As an eco-somatic dance artist and environmental educator, whose work intersects with land-based studies, environmental philosophy and climate activism, my work in rural communities concerned with environmental impacts is always evolved through the use of creative embodied facilitation, as a means to create stimulating starting points for translocal conversation around contested landscapes. In the past, this has led to entangled debates around resource management, but has also unearthed unacknowledged and/or difficult relationships between people, animal, plant and place. Much of my early research was evolved in close collaboration with Australian Body Weather dance artist Marnie Orr, through our dance ecology collective 
Orr and Sweeney (2007-2013). Since 2021 I have collaborated with Irish dance artist Maria Kerin under the umbrella title The Floating Village, engaging with diversity in the landscape through time-based movement practices in order to build communities of knowledge in a slow but urgent devotion to radical change.  

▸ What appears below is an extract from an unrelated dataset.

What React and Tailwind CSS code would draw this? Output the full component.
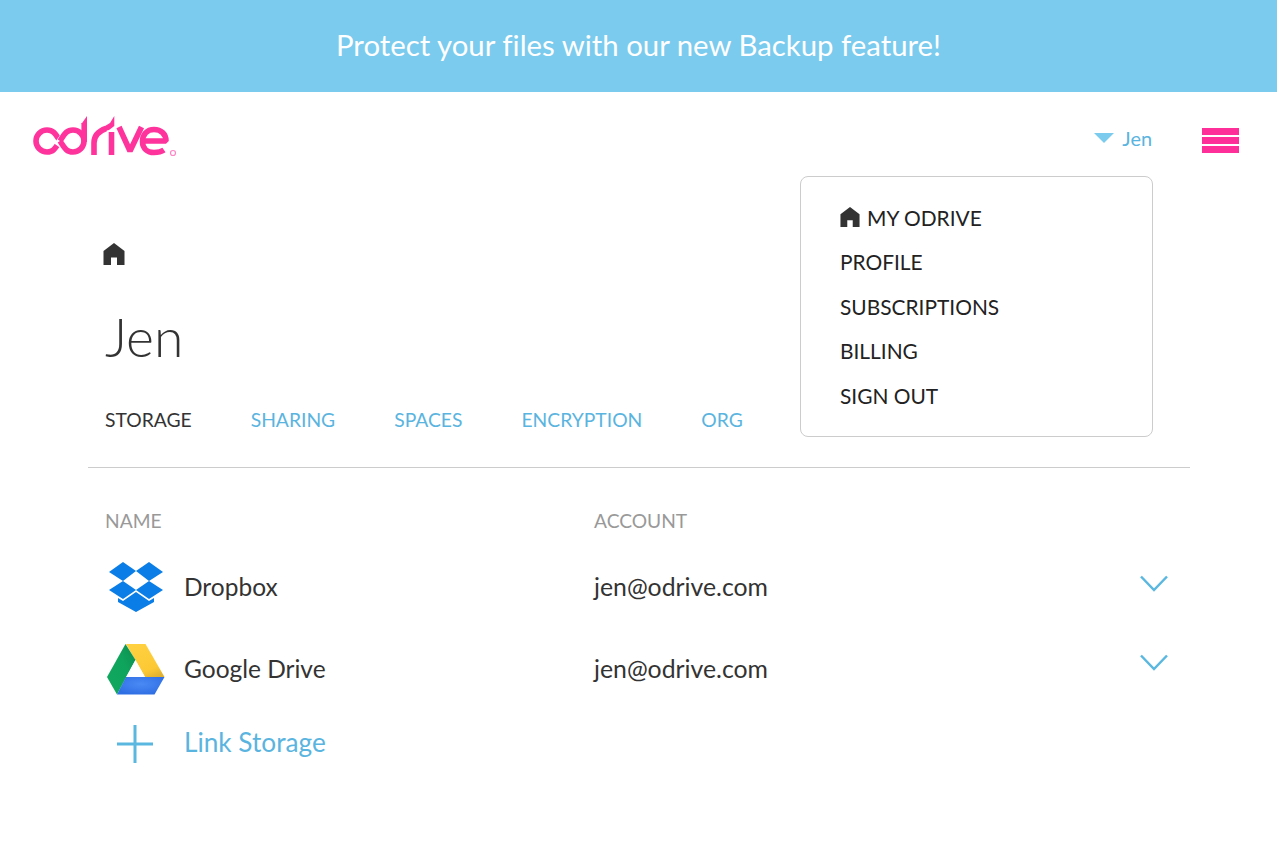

My research actively seeks out progressive and fluid transdisciplinary research practices across institutions and scholarly disciplines/ past posts include a
Visiting Fellow for the Humanities Research Centre at the Australian National University in response to their research theme of ‘Ecological Enlightenment’ (2012) and Centre Fellow for the Centre for Sustainable Futures, University of Plymouth (2007-08), designing inter-departmental sustainability initiatives within curriculum, campus and local community. Further artistic research has received support from international bodies such as the Arts and Humanities Research Council UK, Creative Ireland, and London Arts Board.